Some Japanese companies are making new moves toward globalization in terms of personnel matters and working conditions. In 2010, Rakuten, Inc. and Fast Retailing, which operates the UNIQLO chain, came up with a policy of making English their official internal language of communication, and this is still fresh in our memories. According to news reports, with business operations overseas in mind, Fast Retailing hired about 80% of its new graduates from foreigners, with a view to raising its international competitiveness by means of a global recruiting policy. An article in President Online on April 24 said that Shiseido Co., whose overseas sales ratio accounted for more than 40% when accounts were settled in March 2011 as it operates business in 88 countries and regions, has begun in earnest to acquire and foster global human resources, which could be described as “stateless human resources.” Many Japanese companies have so far maintained the seniority-based personnel system with their headquarters in Japan controlling the top executives of their local subsidiaries overseas, while giving them free rein to make budget and personnel decisions.
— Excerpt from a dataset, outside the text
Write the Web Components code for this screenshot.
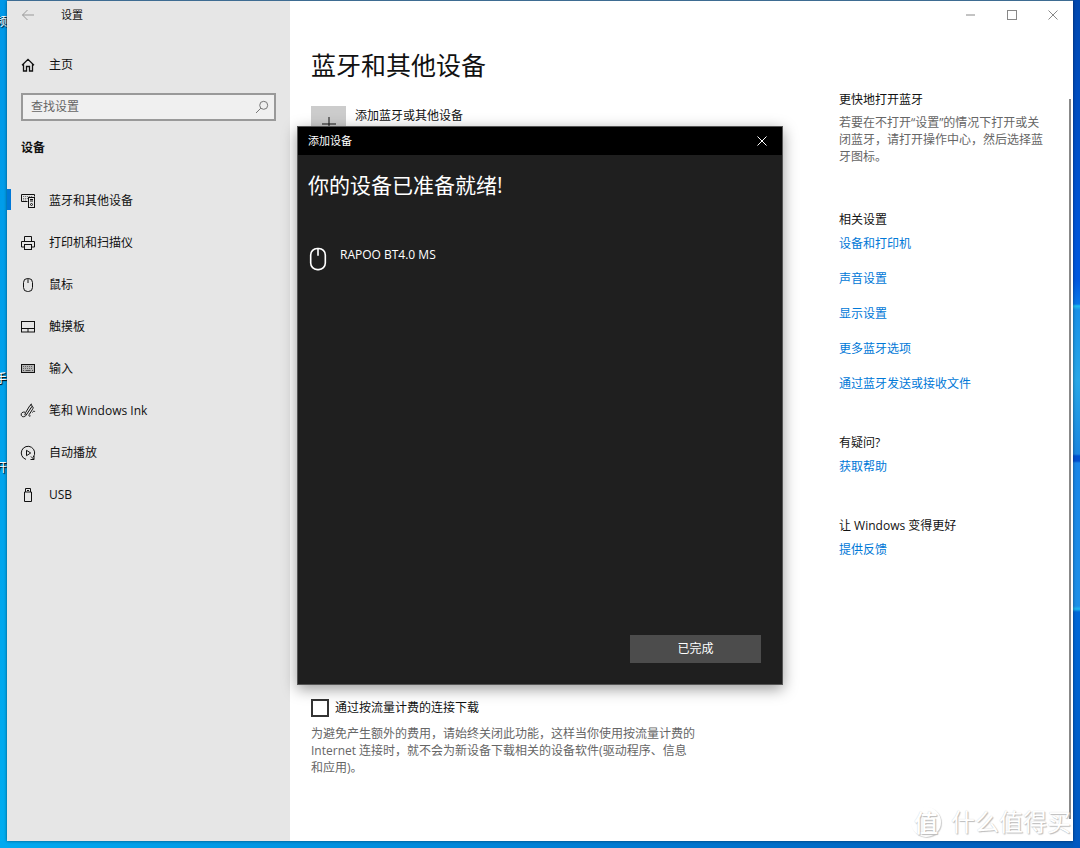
<!DOCTYPE html>
<html lang="zh-CN">
<head>
<meta charset="utf-8">
<title>设置</title>
<style>
html,body{margin:0;min-height:100%}
body{font:12px/20px "Open Sans","Noto Sans CJK SC",sans-serif;color:#111}
</style>
</head>
<body>
<desktop-shell></desktop-shell>
<script>
const define=(name,html,setup)=>customElements.define(name,class extends HTMLElement{
  constructor(){
    super();
    const t=document.createElement('template');
    t.innerHTML=html;
    this.attachShadow({mode:'open'}).append(t.content.cloneNode(true));
  }
  connectedCallback(){ if(setup) setup(this,this.shadowRoot); }
});

const icons={
  back:'<path d="M14 8H2.5M7.5 3L2.5 8l5 5"/>',
  home:'<path stroke-width="1.3" d="M2 8.2L8 2.3l6 5.900M3.500 7v7h3V9.500h3V14h3V7"/>',
  search:'<circle cx="9.700" cy="6.300" r="4"/><path d="M6.800 9.200L2 14"/>',
  devices:'<path d="M7.500 8.500H1.500v-7h13v2"/><path d="M3 3.500h10M3 5.500h5M3 7h4" stroke="#777" stroke-dasharray="1.200 .8"/><rect x="8.500" y="4.500" width="6" height="10"/><path d="M10 6.500h3M10 8h3"/><circle cx="11.500" cy="11.500" r="1"/>',
  printer:'<path d="M4.500 6.500v-5h7v5M4.500 12H1.500V6.500h13V12h-3"/><rect x="4.500" y="9.500" width="7" height="5"/>',
  mouse:'<rect x="3.500" y="1.500" width="9" height="13" rx="4"/><path d="M8 1.500V6"/>',
  touchpad:'<rect x="1.500" y="2.500" width="13" height="10.500"/><path d="M1.500 9.500h13M8 9.500v3.500"/>',
  keyboard:'<rect x="1.500" y="3.500" width="13" height="8" fill="#b4b4b4"/><path stroke="#666" d="M3 5.500h10M3 7.500h10" stroke-dasharray="1 1"/><path stroke="#555" d="M3 9.500h1M5.500 9.500h5M12 9.500h1"/>',
  pen:'<path d="M5 9.200C2.700 8.600.8 10 1.200 12c.5 2.400 3.800 2.200 4.900.2L11.800 3.700c.9-1.400-.9-2.500-1.900-1.200L5.600 9.600 4.800 12.200M10 2.500l2-1.700M12 3.500c1.600.2 1.300 1.600.6 2.700L9.200 11.500c-.7 1.500.4 2.300 1.300 1.300M12.500 9.500c.6-1.500 2.200-1.800 2.300-.5"/>',
  autoplay:'<path d="M6 14.400A6.700 6.700 0 1 1 13.200 12.200M10.500 14.500h3.500v-3.500M11 11.500l2.800 2.800"/><path d="M6.500 5.300v5.400L10.700 8z"/>',
  usb:'<path d="M5.500 5v-3.500h5V5M4.500 5h7v9.500h-7z"/><path d="M7 3.500h2"/>',
  plus:'<path d="M8 1v14M1 8h14"/>',
  min:'<path d="M3 8h9"/>',
  max:'<rect x="3.500" y="3.500" width="9" height="9"/>',
  close:'<path d="M3.500 3.500l9 9M12.500 3.500l-9 9"/>'
};
define('fluent-icon',`<style>:host{display:block;flex:none;width:16px;height:16px}svg{display:block;width:100%;height:100%;fill:none;stroke:currentColor;stroke-width:1}</style><svg viewBox="0 0 16 16" aria-hidden="true"></svg>`,
  (el,r)=>{r.querySelector('svg').innerHTML=icons[el.getAttribute('name')];});

define('nav-item',`<style>
:host{display:block}
a{display:flex;align-items:center;height:42px;color:#111;text-decoration:none}
.bar{width:4px;height:21px;margin:0 9px 4px 0}
:host([current]) .bar{background:#0078d7}
fluent-icon{margin-right:13px}
</style><a href="#"><span class="bar"></span><fluent-icon></fluent-icon><slot></slot></a>`,
  (el,r)=>{const i=r.querySelector('fluent-icon');i.setAttribute('name',el.getAttribute('icon'));i.shadowRoot.querySelector('svg').innerHTML=icons[el.getAttribute('icon')];});

define('search-box',`<style>
:host{display:flex;align-items:center;box-sizing:border-box;height:28px;border:2px solid #999;background:#f0f0f0;padding:0 4px 0 8px}
input{flex:1;min-width:0;border:0;padding:0;background:none;font:inherit;outline:0}
input::placeholder{color:#666;opacity:1}
fluent-icon{color:#777}
</style><input type="text" aria-label="查找设置" placeholder="查找设置"><fluent-icon name="search"></fluent-icon>`);

define('settings-nav',`<style>
:host{display:block;background:#e6e6e6}
header{display:flex;align-items:center;height:28px;padding-left:13px;font-size:11px}
button{border:0;padding:0;background:none;color:#999}
header span{margin-left:25px}
.home{display:block;margin-top:15px}
search-box{margin:7px 14px 0}
h2{margin:17px 14px 22px;font-size:12px;line-height:20px;font-weight:700}
</style>
<header><button aria-label="返回"><fluent-icon name="back"></fluent-icon></button><span>设置</span></header>
<nav-item class="home" icon="home">主页</nav-item>
<search-box></search-box>
<h2>设备</h2>
<nav>
<nav-item icon="devices" current>蓝牙和其他设备</nav-item>
<nav-item icon="printer">打印机和扫描仪</nav-item>
<nav-item icon="mouse">鼠标</nav-item>
<nav-item icon="touchpad">触摸板</nav-item>
<nav-item icon="keyboard">输入</nav-item>
<nav-item icon="pen">笔和 Windows Ink</nav-item>
<nav-item icon="autoplay">自动播放</nav-item>
<nav-item icon="usb">USB</nav-item>
</nav>`);

define('device-page',`<style>
:host{display:block}
h1{margin:0;font-size:25px;line-height:36px;font-weight:400}
.devices{min-height:615px;padding-top:23px;box-sizing:border-box}
.add{display:flex;align-items:flex-start;gap:9px;border:0;padding:0;background:none;font:inherit;color:#111}
.tile{display:grid;place-items:center;width:35px;height:35px;background:#ccc}
label{display:flex;align-items:center;gap:6px;height:20px}
input{appearance:none;box-sizing:border-box;width:18px;height:18px;margin:0;border:2px solid #333;background:#fff}
p{margin:7px 0 0;max-width:386px;line-height:17px;color:#666}
</style>
<h1>蓝牙和其他设备</h1>
<div class="devices"><button class="add"><span class="tile"><fluent-icon name="plus"></fluent-icon></span>添加蓝牙或其他设备</button></div>
<label><input type="checkbox">通过按流量计费的连接下载</label>
<p>为避免产生额外的费用，请始终关闭此功能，这样当你使用按流量计费的 Internet 连接时，就不会为新设备下载相关的设备软件(驱动程序、信息和应用)。</p>`);

define('aside-section',`<style>
:host{display:flex;flex-direction:column;align-items:flex-start;gap:15px;margin-bottom:39px}
h3{margin:0 0 -11px;font-size:12px;line-height:20px;font-weight:400}
::slotted(a){color:#0078d7;text-decoration:none}
::slotted(p){margin:0 0 6px;line-height:17px;color:#666}
</style><h3></h3><slot></slot>`,(el,r)=>{r.querySelector('h3').textContent=el.getAttribute('heading');});

define('related-aside',`<style>:host{display:block}</style>
<aside-section heading="更快地打开蓝牙"><p>若要在不打开“设置”的情况下打开或关闭蓝牙，请打开操作中心，然后选择蓝牙图标。</p></aside-section>
<aside-section heading="相关设置"><a href="#">设备和打印机</a><a href="#">声音设置</a><a href="#">显示设置</a><a href="#">更多蓝牙选项</a><a href="#">通过蓝牙发送或接收文件</a></aside-section>
<aside-section heading="有疑问?"><a href="#">获取帮助</a></aside-section>
<aside-section heading="让 Windows 变得更好"><a href="#">提供反馈</a></aside-section>`);

define('add-device-dialog',`<style>
:host{display:flex;flex-direction:column;box-sizing:border-box;width:486px;min-height:559px;border:1px solid #555;background:#1f1f1f;color:#fff;box-shadow:0 4px 14px rgba(0,0,0,.4)}
header{display:flex;justify-content:space-between;align-items:center;height:28px;padding:0 12px 0 10px;background:#000;font-size:11px}
header button{border:0;padding:0;background:none;color:#fff}
h2{margin:15px 10px 0;font-size:21px;line-height:30px;font-weight:400}
.device{display:flex;align-items:flex-start;gap:9px;margin:45px 0 0 7px}
.device fluent-icon{width:26px;height:26px;margin-top:1px}
footer{display:flex;justify-content:flex-end;margin:auto 21px 21px}
footer button{width:131px;height:28px;border:0;background:#4c4c4c;color:#fff;font:inherit}
</style>
<header><span>添加设备</span><button aria-label="关闭"><fluent-icon name="close"></fluent-icon></button></header>
<h2>你的设备已准备就绪!</h2>
<div class="device"><fluent-icon name="mouse"></fluent-icon><span>RAPOO BT4.0 MS</span></div>
<footer><button>已完成</button></footer>`);

define('settings-window',`<style>
:host{display:grid;grid-template-columns:283px 1fr;position:relative;background:#fff;box-shadow:0 0 3px rgba(0,0,0,.5)}
.body{display:flex;flex-direction:column}
header{display:flex;justify-content:flex-end;align-items:center;gap:25px;height:28px;padding-right:12px}
header button{border:0;padding:0;background:none;color:#888}
main{display:grid;grid-template-columns:1fr 212px;gap:20px;padding:18px 22px 20px 21px}
related-aside{margin-top:43px}
add-device-dialog{position:absolute;top:125px;left:50%;transform:translateX(-50%)}
.scroll{position:absolute;right:2px;top:98px;bottom:22px;width:2px;background:#888}
</style>
<settings-nav></settings-nav>
<div class="body">
<header><button aria-label="最小化"><fluent-icon name="min"></fluent-icon></button><button aria-label="最大化"><fluent-icon name="max"></fluent-icon></button><button aria-label="关闭"><fluent-icon name="close"></fluent-icon></button></header>
<main><device-page></device-page><related-aside></related-aside></main>
</div>
<div class="scroll"></div>
<add-device-dialog></add-device-dialog>`);

define('site-watermark',`<style>
:host{display:flex;align-items:center;gap:10px;color:#fff;font-size:24px;line-height:32px;text-shadow:1px 1px 1px #bbb,0 0 1px #ccc}
.seal{display:grid;place-items:center;box-sizing:border-box;width:30px;height:30px;border-radius:50%;box-shadow:1px 1px 1px #ccc;font-weight:500}
</style><span class="seal">值</span><span>什么值得买</span>`);

define('desktop-shell',`<style>
:host{display:grid;position:relative;box-sizing:border-box;min-height:100vh;padding:1px 7px 7px;overflow:hidden;
background:linear-gradient(#0048b0,#0058e0 280px,#0878e8 304px,#20c0f0 306px,#1a90e8 310px,#28a8e8 380px,#1a86e0 454px,#0050d0 456px,#0050d0 461px,#1a86e8 463px,#1e90e8 606px,#20b8f0 609px,#0068d8 612px,#0058c0) right/7px 100% no-repeat,
linear-gradient(90deg,#00aaf0,#0078d0 60%,#0058b8) bottom/100% 7px no-repeat,
linear-gradient(#0098e8,#00adf0) left/7px 100% no-repeat,#4d86b5}
.label{position:absolute;right:calc(100% - 7px);color:#fff;text-shadow:1px 1px 1px #000;white-space:nowrap}
.a{top:12px}.b{top:369px}.c{top:458px}
site-watermark{position:absolute;right:9px;bottom:10px}
</style>
<span class="label a">频</span><span class="label b">手</span><span class="label c">开</span>
<settings-window></settings-window>
<site-watermark></site-watermark>`);
</script>
</body>
</html>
However, Shiseido has introduced a system to put the right person in the right place on a global basis after selecting global leader candidates from among all over the world as well as Japan.
Dispatching young employees abroad is also promoted. According to a Sankei Shimbun on-line article on November 19, 2011, a larger number of Japanese companies are making efforts to develop global human resources because of the intensifying international competition. These companies include, the article wrote, the Mitsubishi Corporation, which obliges all the employees who have been working in the company for eight years or under to have experience abroad, and Hitachi, Ltd, which is increasing the number of employees dispatched abroad tenfold.
The move to win the global competition for recruiting talent is not limited to companies. In January this year, the University of Tokyo announced a basic plan to completely change its entrance time from April to autumn. One of the reasons behind this decision is said to have been the increasingly severe international competition among universities. The university intends to attract talented foreign students by having the same entrance time as major universities abroad. The University of Tokyo hopes to introduce the new entrance time together with other Japanese universities. It actually called on eleven universities, including nine national universities including Kyoto University, to consider participating in a discussion.